When Christopher Columbus arrived in the New World on his fourth voyage of discovery, he encountered xocolatl, but didn’t like it so didn’t take any great interest in it.

The first European to taste the frothy elixir xocolatl, was Hernan Cortez, the real conqueror of the Aztec peoples, who noticed the great emperor Montezuma II drinking it from golden goblets after a banquet. Cortez apparently liked the stuff a great deal and after pillaging the Aztec empire made sure that he got the cacao beans as well as the Aztec gold and lands fruits art gems.

From the conquistador, it came into the hands of the Franciscan friars who had come to convert the native Indians and help relieve them of their gold. The Franciscans were converted to power of xocolatl in the process, and they brought it back to the Spanish court.

Where the nuns added sugar or honey to the drink and then nutmeg and vanilla. The rest, we may say, is history.

Chocolate has overcome not only a thousand-mile journeys from its original cacao trees and centuries of evolution in preparation styles but also a grand battle with the Catholic Church.

Catholic Christianity in those days had a great many more fasting days than today. Fridays and often other days of the week were meatless and required abstinence from pleasures, like Lent and Advent.

Did chocolate violate the fast day? The religious authorities of the day debated the issue.

If it was a food, it violated a fast. But if was a drink, like water, it didn't. Chocolate at this time was still a thick sludgy drink,

The debate went all the way to the highest levels and in 1662, Pope Alexander VII settled the debate over chocolate and fasting with a single sentence:

“Liquidum non frangit jejunum [Liquids which would have included drinking chocolate do not break the fast].” and the faithful could consume it on Fridays and even during Lent.

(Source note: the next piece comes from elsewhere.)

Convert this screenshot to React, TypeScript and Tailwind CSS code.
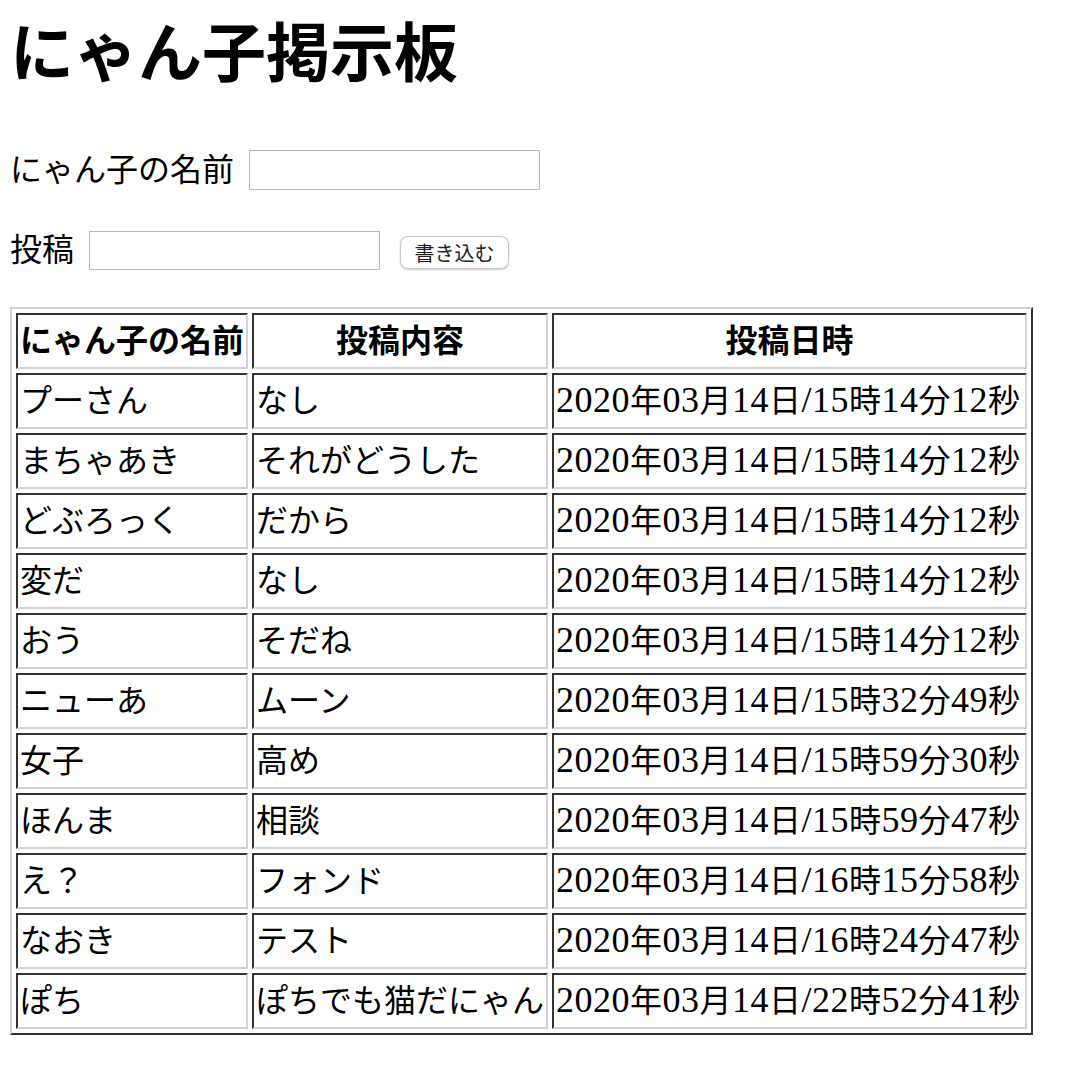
import React from "react";

type Post = { name: string; body: string; time: string };

const posts: Post[] = [
  { name: "プーさん", body: "なし", time: "2020年03月14日/15時14分12秒" },
  { name: "まちゃあき", body: "それがどうした", time: "2020年03月14日/15時14分12秒" },
  { name: "どぶろっく", body: "だから", time: "2020年03月14日/15時14分12秒" },
  { name: "変だ", body: "なし", time: "2020年03月14日/15時14分12秒" },
  { name: "おう", body: "そだね", time: "2020年03月14日/15時14分12秒" },
  { name: "ニューあ", body: "ムーン", time: "2020年03月14日/15時32分49秒" },
  { name: "女子", body: "高め", time: "2020年03月14日/15時59分30秒" },
  { name: "ほんま", body: "相談", time: "2020年03月14日/15時59分47秒" },
  { name: "え？", body: "フォンド", time: "2020年03月14日/16時15分58秒" },
  { name: "なおき", body: "テスト", time: "2020年03月14日/16時24分47秒" },
  { name: "ぽち", body: "ぽちでも猫だにゃん", time: "2020年03月14日/22時52分41秒" },
];

const cell =
  "border-2 border-t-[#333333] border-l-[#333333] border-b-[#d3d3d3] border-r-[#d3d3d3] p-[2px] text-[32px] leading-[48px] whitespace-nowrap";

// digits in the original's mincho font run larger than the kanji, so bump them up
function Stamp({ text }: { text: string }) {
  const parts = text.split(/([0-9/]+)/).filter(Boolean);
  return (
    <>
      {parts.map((part, i) =>
        /^[0-9/]+$/.test(part) ? (
          <span key={i} className="text-[36px] leading-none">
            {part}
          </span>
        ) : (
          <span key={i}>{part}</span>
        )
      )}
    </>
  );
}

export default function App() {
  return (
    <div className="min-h-screen bg-white pl-[10px] pt-[23px] font-['Liberation_Serif','Noto_Sans_CJK_JP',serif] text-black">
      <h1 className="text-[64px] font-bold leading-[64px]">にゃん子掲示板</h1>

      <div className="mt-[63px] flex h-[40px] items-center">
        <label className="text-[32px] leading-[40px]">にゃん子の名前</label>
        <input
          type="text"
          className="ml-[15px] h-[40px] w-[291px] border border-[#b8b8b8] bg-white"
        />
      </div>

      <div className="mt-[41px] flex h-[39px] items-center">
        <label className="text-[32px] leading-[39px]">投稿</label>
        <input
          type="text"
          className="ml-[15px] h-[39px] w-[291px] border border-[#b8b8b8] bg-white"
        />
        <button
          type="button"
          className="ml-[20px] mt-[3px] h-[33px] w-[109px] rounded-[8px] border border-[#c6c6c6] bg-white font-['Noto_Sans_CJK_JP',sans-serif] text-[20px] leading-[31px] text-[#222] shadow-[0_1px_2px_rgba(0,0,0,0.2)]"
        >
          書き込む
        </button>
      </div>

      <table className="mt-[37px] w-[1023px] table-fixed border-separate border-spacing-[4px] border-2 border-t-[#d3d3d3] border-l-[#d3d3d3] border-r-[#333333] border-b-[#333333]">
        <thead>
          <tr>
            <th className={`${cell} w-[232px] text-center font-bold`}>にゃん子の名前</th>
            <th className={`${cell} w-[296px] text-center font-bold`}>投稿内容</th>
            <th className={`${cell} w-[475px] text-center font-bold`}>投稿日時</th>
          </tr>
        </thead>
        <tbody>
          {posts.map((p, i) => (
            <tr key={i}>
              <td className={`${cell} text-left`}>{p.name}</td>
              <td className={`${cell} text-left`}>{p.body}</td>
              <td className={`${cell} text-left tracking-[0.5px]`}>
                <Stamp text={p.time} />
              </td>
            </tr>
          ))}
        </tbody>
      </table>
    </div>
  );
}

Chocolate spread across Europe and the modern world and today is a vast industry with songs books and movies some telling religious stories.

in the book Chocolat, later a film  starring Juliette Binoche, Johnny Depp, In the film, Vianne Rocher, comes to a provincial French town where she opens a chocolaterie, just as Lent is about to begin. Chocolate was not deemed sinful in Mesoamerica, it was in a pre-Lent, Catholic context. Vianne tries to “rekindle the passion” in this town, and because of this she is at odds with the town Mayor, Comte de Reynaud. As it turns out, his wife has left him, and he breaks down by giving into the temptation of chocolate symbolises his repressed humanity being unleashed.

More than $50 billion a year is made in chocolate,

Europeans are the largest consumers of chocolate, eating or manufacturing more than 45 percent of all chocolate.  West Africa, has overtaken the Americas, is now the largest producer of cocoa. It is sadly still has issues with child labour in parts of West Africa, but we can purchase fairtrade chocolate. Fifty million people make their living from the chocolate industry.

And chocolate has never entirely left the religious sphere, as so many children know about chocolate selection boxes, Easter eggs and chocolate bunnies (not entirely Christian)

Where would the Jewish home be without gold-wrapped chocolate coins for Hanukkah gelt won with a swift turn of the dreidel? And as for the chocolate given by young men to their dates on St. Valentine’s Day — well, I think Montezuma ll would have understand why they give it.